A final note on this image: in order to make the pretty EKG-like display, I had to cheat a little. In reality, the small waves represent just as much activity as the large ones (since the two grids are exactly the same size) but since the atria are a lot smaller than the ventricles in a real heart, I thought it would be a good idea to de-emphasize their activity a bit. This also has the benefit of making my fake EKG look a lot more like a real one. I’m currently working on a way to make the conduction in the simulated atria more realistic.
Here, the simulated heart degenerates into the deadly arrhythmia known as ventricular fibrillation. In this often-fatal arrhythmia — which is the primary cause of sudden cardiac arrest syndromes — the ventricles, which represent the majority of the heart’s mechanical pumping power, simply begin to wiggle and wobble randomly, rather than beating in an organized fashion. The result is that no blood gets to the body and the brain, and death results in about ten minutes.
I observed quite a lot of fibrillation of one kind or another in my simulated heart. Since I intentionally set the refractory time short — that is, the cells recovered their firing ability quickly — the waves had a strong tendency to curl in on themselves and break up into spirals. These spiral waves quickly degenerated into clusters of randomly-oscillating cells. About two-thirds of the way through the run, you can see that the fibrillation suddenly stops. That was the result of me pressing the “defibrillate” button, which sends ninety percent of the cells into the refractory phase, unable to fire until they recover. Towards the end, you can see that the “normal sinus rhythm” returns.
I’m actually quite pleased with this little simulation. It wasn’t terribly hard to build — then again, nothing in NetLogo is — and it produces interesting results.
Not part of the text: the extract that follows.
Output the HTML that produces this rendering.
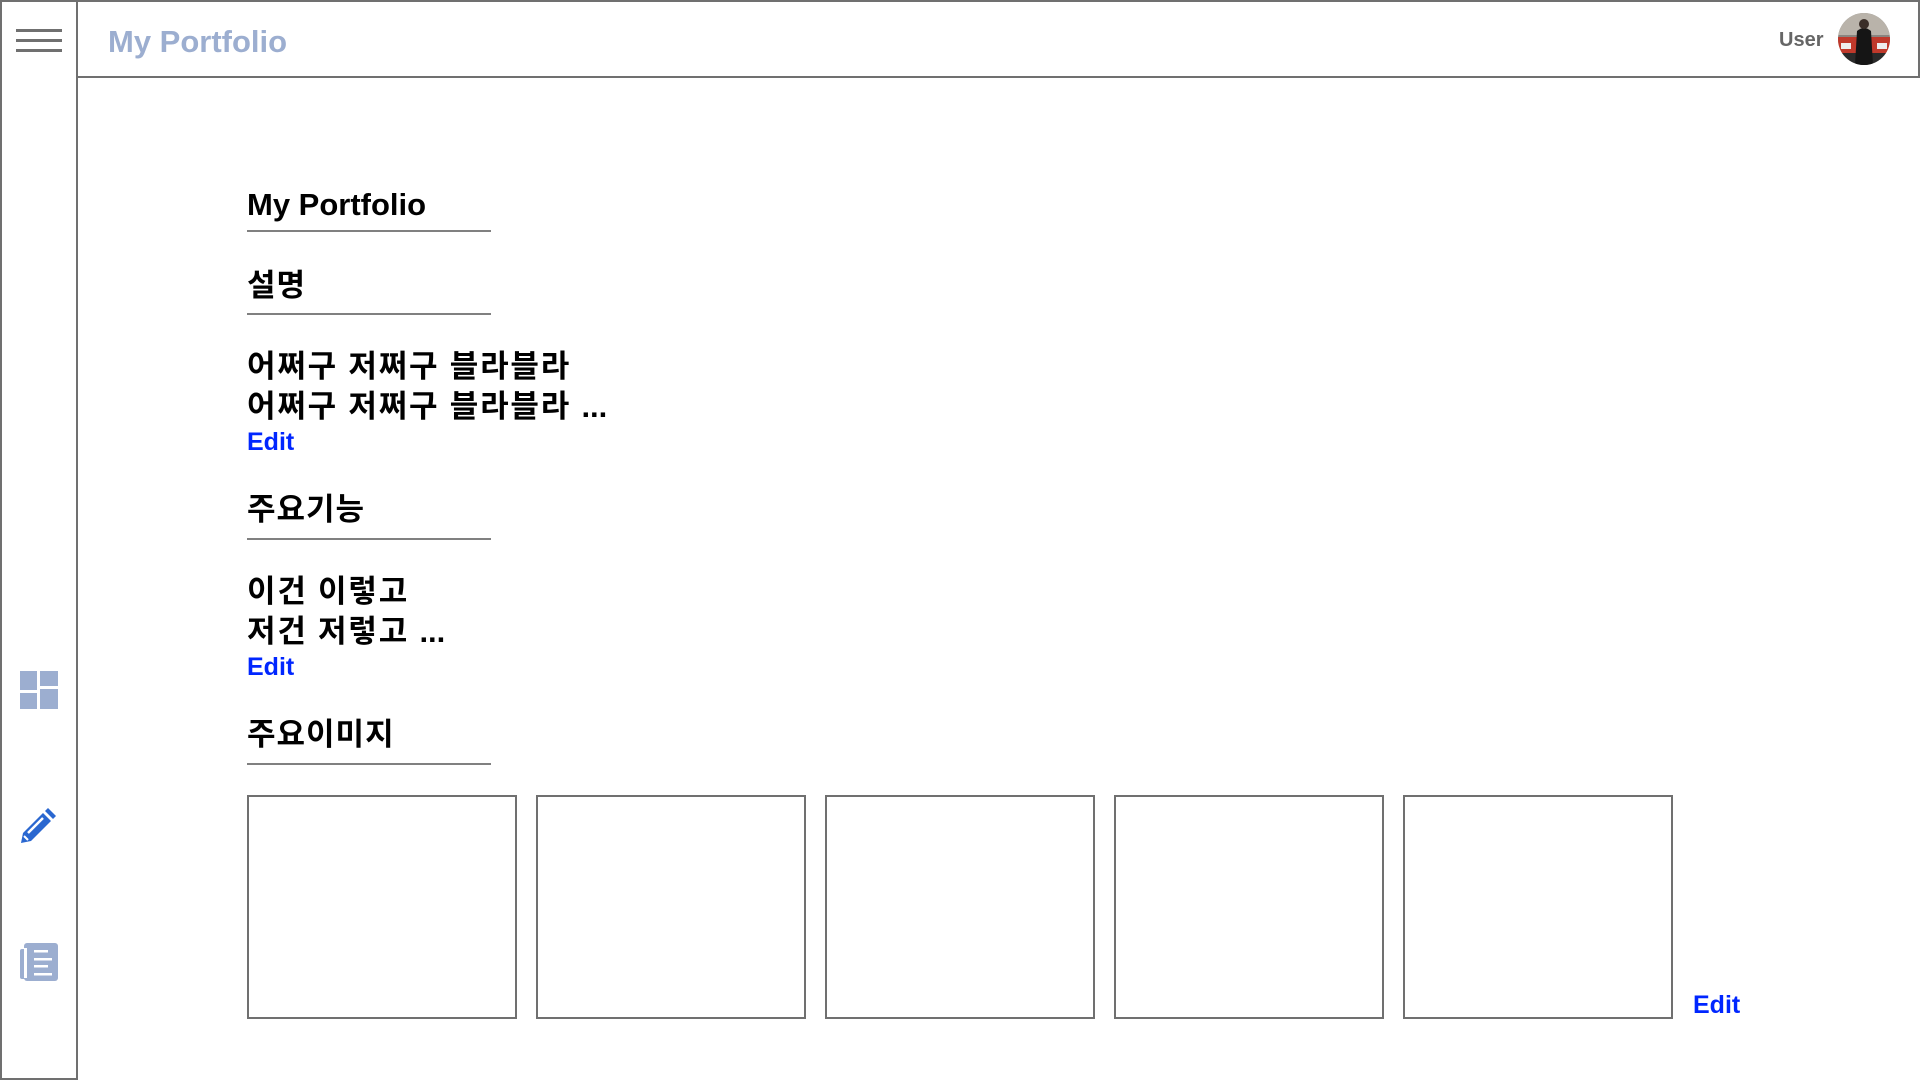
<!DOCTYPE html>
<html><head><meta charset="utf-8"><style>
*{margin:0;padding:0;box-sizing:border-box}
body{width:1920px;height:1080px;background:#fff;position:relative;overflow:hidden;font-family:"Liberation Sans","Noto Sans CJK KR",sans-serif}
.a{position:absolute;white-space:nowrap}
.side{left:0;top:0;width:78px;height:1080px;border:2px solid #707070;border-right-width:2px}
.head{left:76px;top:0;width:1844px;height:78px;border:2px solid #707070}
.ham{left:16px;width:46px;height:3px;background:#707070}
.h{font-size:31px;font-weight:bold;color:#000;left:247px;line-height:40px;letter-spacing:1px}
.t{font-size:31px;font-weight:bold;color:#000;left:247px;line-height:40px;letter-spacing:1.8px}
.line{left:247px;width:244px;height:2px;background:#808080}
.e{font-size:25px;font-weight:bold;color:#0026ff;line-height:30px}
.box{top:795px;width:270px;height:224px;border:2px solid #707070}
</style></head><body>
<div class="a side"></div>
<div class="a head"></div>
<div class="a ham" style="top:29px"></div>
<div class="a ham" style="top:39px"></div>
<div class="a ham" style="top:49px"></div>
<div class="a" style="left:108px;top:22px;font-size:31px;font-weight:bold;color:#9caed0;line-height:40px">My Portfolio</div>
<div class="a" style="left:1779px;top:27px;font-size:20px;font-weight:bold;color:#666;line-height:26px">User</div>
<svg class="a" style="left:1838px;top:13px" width="52" height="52" viewBox="0 0 52 52">
<defs><clipPath id="c"><circle cx="26" cy="26" r="26"/></clipPath></defs>
<g clip-path="url(#c)">
<rect width="52" height="52" fill="#8a8580"/>
<rect y="0" width="52" height="22" fill="#b9b3aa"/>
<rect x="0" y="24" width="52" height="16" fill="#c0392b"/>
<rect x="3" y="30" width="10" height="6" fill="#eee"/><rect x="39" y="30" width="10" height="6" fill="#eee"/>
<rect x="0" y="40" width="52" height="12" fill="#2a2a2a"/>
<path d="M19 18 Q26 12 33 18 L35 52 L17 52 Z" fill="#151515"/>
<circle cx="26" cy="11" r="5" fill="#3a2e28"/>
</g></svg>

<div class="a h" style="top:185px;letter-spacing:0">My Portfolio</div>
<div class="a line" style="top:230px"></div>
<div class="a h" style="top:266px">설명</div>
<div class="a line" style="top:313px"></div>
<div class="a t" style="top:347px">어쩌구 저쩌구 블라블라</div>
<div class="a t" style="top:387px">어쩌구 저쩌구 블라블라 <span style="letter-spacing:0">...</span></div>
<div class="a e" style="left:247px;top:427px">Edit</div>
<div class="a h" style="top:490px">주요기능</div>
<div class="a line" style="top:538px"></div>
<div class="a t" style="top:572px">이건 이렇고</div>
<div class="a t" style="top:612px">저건 저렇고 <span style="letter-spacing:0">...</span></div>
<div class="a e" style="left:247px;top:652px">Edit</div>
<div class="a h" style="top:715px">주요이미지</div>
<div class="a line" style="top:763px"></div>
<div class="a box" style="left:247px"></div>
<div class="a box" style="left:536px"></div>
<div class="a box" style="left:825px"></div>
<div class="a box" style="left:1114px"></div>
<div class="a box" style="left:1403px"></div>
<div class="a e" style="left:1693px;top:990px">Edit</div>

<svg class="a" style="left:20px;top:671px" width="38" height="38" viewBox="0 0 38 38" fill="#9caed0">
<rect x="0" y="0" width="17" height="19"/><rect x="20" y="0" width="18" height="15"/>
<rect x="0" y="22" width="17" height="16"/><rect x="20" y="18" width="18" height="20"/></svg>
<svg class="a" style="left:20px;top:806px" width="38" height="38" viewBox="0 0 38 38">
<path d="M28 2 L36 10 L33 13 L25 5 Z" fill="#2a67d0"/>
<path d="M23 7 L31 15 L11 35 L1 37 L3 27 Z" fill="#2a67d0"/>
<path d="M23 12 L8 27" stroke="#fff" stroke-width="2.5"/>
<path d="M4 30 L8 34" stroke="#fff" stroke-width="2"/></svg>
<svg class="a" style="left:20px;top:943px" width="38" height="38" viewBox="0 0 38 38" fill="#9caed0">
<rect x="4" y="0" width="34" height="38" rx="3"/><rect x="0" y="6" width="6" height="30" rx="2"/>
<rect x="4" y="5" width="3" height="30" fill="#fff"/>
<rect x="14" y="7" width="14" height="2.5" fill="#fff"/><rect x="14" y="15" width="18" height="2.5" fill="#fff"/>
<rect x="14" y="22" width="14" height="2.5" fill="#fff"/><rect x="14" y="30" width="18" height="2.5" fill="#fff"/></svg>
</body></html>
Here are my current goals for it:
- Change some of the parameters so that they better reflect the physical disparities between the atria and the ventricles.
- Improve my model of the AV node so that it discharges more realistically. Currently, it simply causes the electrical particles to pause for a moment, after which they are released. This means that, unlike the real AV node, my simulated one has a “memory,” and rather than discharging all at once like the real version, it simply discharges in the same order as the pulses that strike it.
- Incorporate some kind of system to simulate damage to the heart.
- Refine the electrical model so that the simulation is capable of producing ventricular tachycardia — a dangerous but more organized cousin of ventricular fibrillation in which a single self-sustaining oscillating spiral causes the ventricles to contract too fast to pump effectively. At the moment, the simulated ventricular tachycardia tends to degenerate into ventricular fibrillation almost immediately, making it difficult to study.
- Make the translation between the simulated heart and the simulated EKG more realistic, so that it produce something more like a real EKG.
- Make the model more analog. I’m hoping that this will solve a lot of my problems, but it’s probably going to be one of the hardest features to implement, with the possible exception of the better AV node simulation.
I’ll post updates as they come, and I soon hope to have a Java version of the simulator uploaded so that other people can play with it.